The AHRC Doctoral Training Partnership for the new White Rose College of the Arts & Humanities will be coordinated by the University of York, with Professor Julian Richards as the founding Director.
Professor Richards said: “The White Rose College of the Arts & Humanities will provide the environment, support and opportunities to enable the brightest doctoral students to flourish and will equip them for their future careers. Students will benefit from an enhanced training programme, as well as funded opportunities to spend time with external organisations, in the UK or internationally, thus gaining the skills and experience valued by potential employers.”

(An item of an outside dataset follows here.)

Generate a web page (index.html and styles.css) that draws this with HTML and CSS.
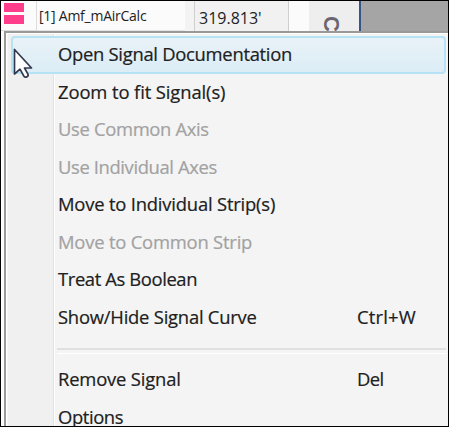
FILE: index.html
```html
<!DOCTYPE html>
<html lang="en">
<head>
<meta charset="utf-8">
<title>Signal menu</title>
<link rel="stylesheet" href="styles.css">
</head>
<body>
<main class="window">
  <header class="signal-row">
    <div class="marker"><i></i><i></i></div>
    <div class="name"><span>[1] Amf_mAirCalc</span></div>
    <div class="gap"></div>
    <div class="value"><span>319.813'</span></div>
    <div class="blank"></div>
    <div class="axis"><span>C</span></div>
    <div class="backdrop"></div>
  </header>
  <ul class="menu">
    <li class="item active"><span class="l1">Open Signal Documentation</span></li>
    <li class="item"><span class="l2">Zoom to fit Signal(s)</span></li>
    <li class="item disabled"><span class="l3">Use Common Axis</span></li>
    <li class="item disabled"><span class="l4">Use Individual Axes</span></li>
    <li class="item"><span class="l5">Move to Individual Strip(s)</span></li>
    <li class="item disabled"><span class="l6">Move to Common Strip</span></li>
    <li class="item"><span class="l7">Treat As Boolean</span></li>
    <li class="item"><span class="l8">Show/Hide Signal Curve</span><kbd class="k1">Ctrl+W</kbd></li>
    <li class="separator"></li>
    <li class="item"><span class="l9">Remove Signal</span><kbd class="k2">Del</kbd></li>
    <li class="item"><span class="l10">Options</span></li>
  </ul>
  <svg class="cursor" viewBox="0 0 20 31" width="20" height="31">
    <path d="M1.5 1.5V26L7 21.2L10.8 28Q12 30 14 28.7Q15.8 27.6 14.8 25.8L11.5 20H18.5Z" fill="#fff" stroke="#34394f" stroke-width="1.7" stroke-linejoin="round"/>
  </svg>
</main>
</body>
</html>
```

FILE: styles.css
```css
* { box-sizing: border-box; }
body { margin: 0; font-family: "Open Sans", "Noto Sans", sans-serif; }
.window {
  position: relative;
  width: 449px;
  height: 427px;
  border: 1px solid #000;
  background: #fbfbfb;
  overflow: hidden;
}
.signal-row { display: flex; height: 30px; color: #222; white-space: nowrap; }
.marker {
  width: 36px;
  padding: 2px 0 0 3px;
  border-right: 1px solid #dcdcdc;
  border-bottom: 1px solid #dcdcdc;
}
.marker i { display: block; width: 20px; height: 9px; margin-bottom: 3px; background: #ff3d8b; }
.name {
  width: 148px;
  padding-left: 2px;
  font-size: 14px;
  line-height: 29px;
  letter-spacing: -0.25px;
  border-bottom: 1px solid #e4e4e4;
}
.gap { width: 9px; background: #f3f3f3; }
.value {
  width: 95px;
  padding-left: 4px;
  background: #f1f1f1;
  border: solid #cfcfcf;
  border-width: 0 1px;
  font-size: 16px;
  line-height: 35px;
}
.blank { width: 20px; }
.axis { width: 50px; background: #eee; overflow: hidden; }
.axis span {
  display: block;
  width: 24px;
  margin: 11px 0 0 10px;
  font: bold 22px/24px "Liberation Sans", sans-serif;
  color: #6b6570;
  text-align: center;
  transform: rotate(90deg);
}
.backdrop { flex: 1; background: #a5a5a5; border-left: 2px solid #365486; }
.menu {
  height: 396px;
  margin: 0 0 0 3px;
  padding: 3px 2px 0 5px;
  list-style: none;
  border: solid #999;
  border-width: 2px 0 0 2px;
  box-shadow: inset 1px 1px #fff;
  background: linear-gradient(90deg, #f7f7f7 2px, #f0f0f0 2px, #f0f0f0 47px, #e2e2e2 47px, #e2e2e2 48px, #fff 48px, #fff 49px, #f4f4f4 49px);
}
.item {
  display: flex;
  height: 37.5px;
  padding-left: 46px;
  border: 1px solid transparent;
  font-size: 18.4px;
  line-height: 34px;
  color: #202020;
  -webkit-text-stroke: 0.2px;
  white-space: nowrap;
}
.item span { width: 299px; }
.active {
  border: 2px solid #b5e2f5;
  border-radius: 4px;
  padding-left: 45px;
  line-height: 32px;
  background: linear-gradient(#e9f2f7, #dcedf6);
}
.disabled { color: #a2a2a2; }
.separator { height: 25px; margin-left: 46px; padding-top: 12px; }
.separator::before { content: ""; display: block; height: 3px; border-top: 2px solid #e0e0e0; border-bottom: 1px solid #fff; }
kbd { font: inherit; }
.l1 { letter-spacing: -0.28px; }
.l2 { letter-spacing: -0.1px; }
.l3 { letter-spacing: -0.33px; }
.l4 { letter-spacing: -0.37px; }
.l5 { letter-spacing: -0.19px; }
.l6 { letter-spacing: -0.2px; }
.l7 { letter-spacing: -0.38px; }
.l8 { letter-spacing: -0.22px; }
.l9 { letter-spacing: -0.17px; }
.l10 { letter-spacing: -0.4px; }
.k1 { letter-spacing: 0.2px; }
.k2 { letter-spacing: -0.6px; }
.cursor { position: absolute; left: 12px; top: 47px; }
```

Professor Paul Cooke, Pro-Dean for Research and Innovation, Faculty of Arts, at the University of Leeds, said: “This major success endorses our new model of collaborative doctoral training and provides a platform for long term closer partnership between the three universities in the arts and humanities. The aspiration is that relationships strengthened through the College will stimulate further research, training and knowledge exchange opportunities.”
The White Rose College of the Arts & Humanities will provide the environment, support and opportunities to enable the brightest doctoral students to flourish and will equip them for their future careers
Professor Julian Richards, Director of the White Rose College of the Arts & Humanities
Professor Richard Jones, Pro-Vice-Chancellor for Research and Innovation at the University of Sheffield, said: "The funding from the AHRC is a real vote of confidence in the depth of scholarship and the quality of the doctoral experience in Arts and Humanities in the three universities. Potential applicants for these AHRC studentships, as well as students funded by other means, will see this award as a badge of quality, helping us continue to attract the brightest doctoral students.”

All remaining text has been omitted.